(Extracted data entries)
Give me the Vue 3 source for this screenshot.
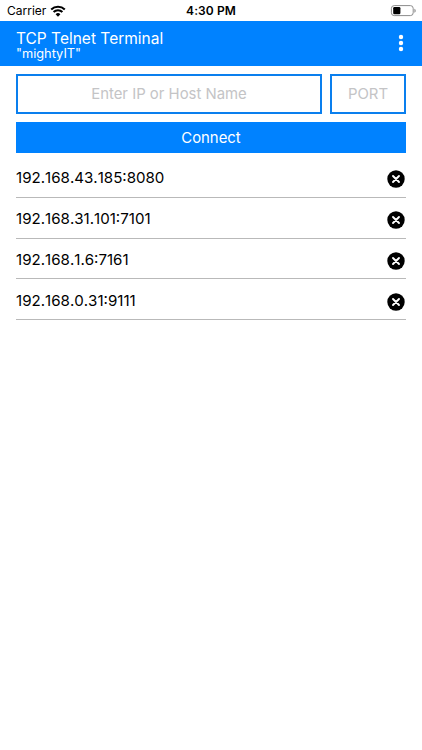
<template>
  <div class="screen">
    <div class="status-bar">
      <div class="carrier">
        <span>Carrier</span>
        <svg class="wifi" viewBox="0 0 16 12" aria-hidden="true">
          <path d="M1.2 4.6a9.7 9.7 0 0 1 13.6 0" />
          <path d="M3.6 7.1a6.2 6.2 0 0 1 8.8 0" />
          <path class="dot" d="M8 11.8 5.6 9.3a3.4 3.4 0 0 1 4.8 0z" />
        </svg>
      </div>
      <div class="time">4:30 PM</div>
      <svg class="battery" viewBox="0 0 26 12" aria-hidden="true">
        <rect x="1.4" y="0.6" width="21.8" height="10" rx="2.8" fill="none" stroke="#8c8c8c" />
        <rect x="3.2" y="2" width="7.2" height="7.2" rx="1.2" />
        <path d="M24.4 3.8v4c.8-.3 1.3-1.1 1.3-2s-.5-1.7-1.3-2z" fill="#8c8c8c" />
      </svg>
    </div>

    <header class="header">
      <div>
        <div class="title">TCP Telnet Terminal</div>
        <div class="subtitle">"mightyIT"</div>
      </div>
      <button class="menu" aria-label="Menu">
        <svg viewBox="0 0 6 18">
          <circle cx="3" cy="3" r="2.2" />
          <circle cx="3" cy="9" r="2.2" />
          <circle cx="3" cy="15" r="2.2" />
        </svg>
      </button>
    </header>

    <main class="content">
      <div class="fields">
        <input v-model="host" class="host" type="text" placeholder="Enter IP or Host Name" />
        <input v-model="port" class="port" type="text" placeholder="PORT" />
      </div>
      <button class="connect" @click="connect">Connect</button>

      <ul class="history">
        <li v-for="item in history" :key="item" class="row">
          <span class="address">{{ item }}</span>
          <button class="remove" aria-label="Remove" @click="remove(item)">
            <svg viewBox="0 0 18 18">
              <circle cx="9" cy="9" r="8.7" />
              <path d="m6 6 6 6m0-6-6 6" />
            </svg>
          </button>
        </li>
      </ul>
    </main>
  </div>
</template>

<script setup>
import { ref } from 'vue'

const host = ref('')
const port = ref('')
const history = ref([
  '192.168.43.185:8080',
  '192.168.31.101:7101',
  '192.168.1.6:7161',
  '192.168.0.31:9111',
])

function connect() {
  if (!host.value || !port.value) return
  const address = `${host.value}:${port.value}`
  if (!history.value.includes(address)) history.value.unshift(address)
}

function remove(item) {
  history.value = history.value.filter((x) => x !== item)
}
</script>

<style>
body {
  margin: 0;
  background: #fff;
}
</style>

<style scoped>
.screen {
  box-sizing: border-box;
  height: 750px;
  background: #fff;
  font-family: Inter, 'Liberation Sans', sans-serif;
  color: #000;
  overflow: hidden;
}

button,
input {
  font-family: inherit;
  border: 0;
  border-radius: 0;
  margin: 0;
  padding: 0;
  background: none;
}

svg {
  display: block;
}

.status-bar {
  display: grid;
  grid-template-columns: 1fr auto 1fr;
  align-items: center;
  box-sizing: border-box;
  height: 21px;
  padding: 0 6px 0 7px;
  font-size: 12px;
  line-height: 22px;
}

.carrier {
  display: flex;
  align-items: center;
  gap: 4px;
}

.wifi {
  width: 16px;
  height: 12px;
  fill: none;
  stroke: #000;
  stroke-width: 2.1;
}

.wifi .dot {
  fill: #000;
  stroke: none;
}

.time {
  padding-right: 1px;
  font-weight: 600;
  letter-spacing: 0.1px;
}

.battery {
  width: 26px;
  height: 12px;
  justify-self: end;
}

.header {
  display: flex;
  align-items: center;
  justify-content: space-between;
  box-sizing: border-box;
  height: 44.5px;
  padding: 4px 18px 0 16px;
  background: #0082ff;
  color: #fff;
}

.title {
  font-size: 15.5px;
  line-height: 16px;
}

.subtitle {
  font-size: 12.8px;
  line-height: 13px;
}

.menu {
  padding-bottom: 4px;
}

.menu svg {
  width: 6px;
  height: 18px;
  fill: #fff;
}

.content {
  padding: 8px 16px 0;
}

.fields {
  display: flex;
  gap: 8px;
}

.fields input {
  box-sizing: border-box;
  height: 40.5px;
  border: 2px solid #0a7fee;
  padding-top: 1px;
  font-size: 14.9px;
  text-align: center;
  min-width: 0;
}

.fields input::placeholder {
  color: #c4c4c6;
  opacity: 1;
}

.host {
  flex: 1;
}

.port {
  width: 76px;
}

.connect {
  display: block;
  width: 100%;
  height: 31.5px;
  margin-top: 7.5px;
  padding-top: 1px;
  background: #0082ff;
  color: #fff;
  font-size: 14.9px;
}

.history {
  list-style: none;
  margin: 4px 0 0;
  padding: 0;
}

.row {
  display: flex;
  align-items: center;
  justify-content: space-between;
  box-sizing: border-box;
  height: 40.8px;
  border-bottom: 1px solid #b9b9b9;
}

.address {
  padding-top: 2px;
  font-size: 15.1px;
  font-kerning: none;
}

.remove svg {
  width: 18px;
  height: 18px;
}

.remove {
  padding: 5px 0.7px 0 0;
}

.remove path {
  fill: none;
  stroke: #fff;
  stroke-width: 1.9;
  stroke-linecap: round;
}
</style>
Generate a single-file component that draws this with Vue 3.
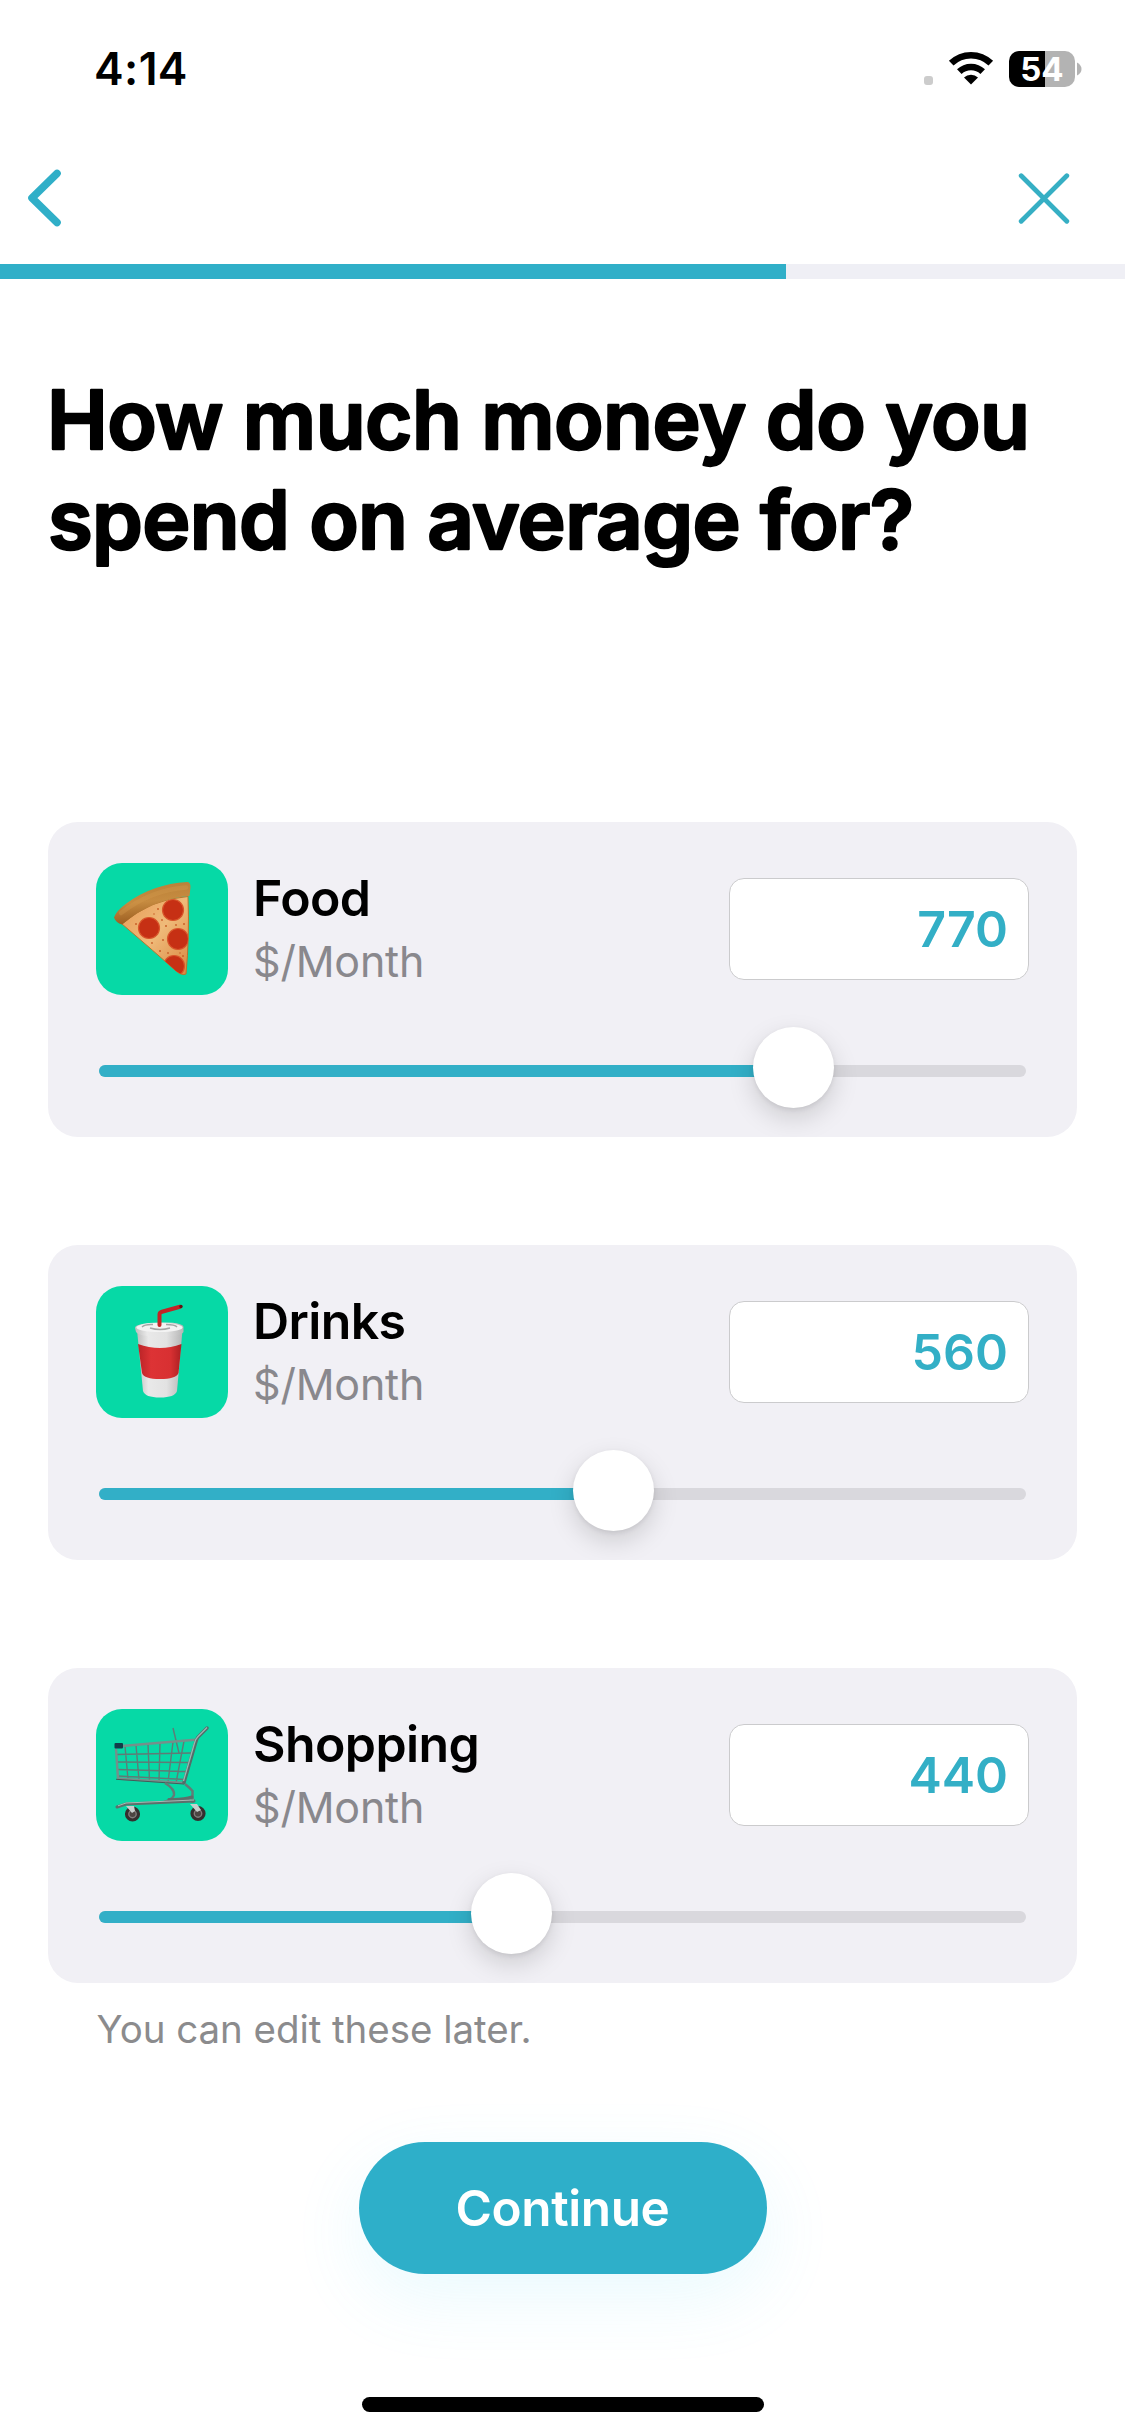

• PROMPT
Copy every line from the entries that contains the word "this".

• SOLVED EXERCISE
Give me the Vue 3 source for this screenshot.
Generate a single-file component that draws this with Vue 3.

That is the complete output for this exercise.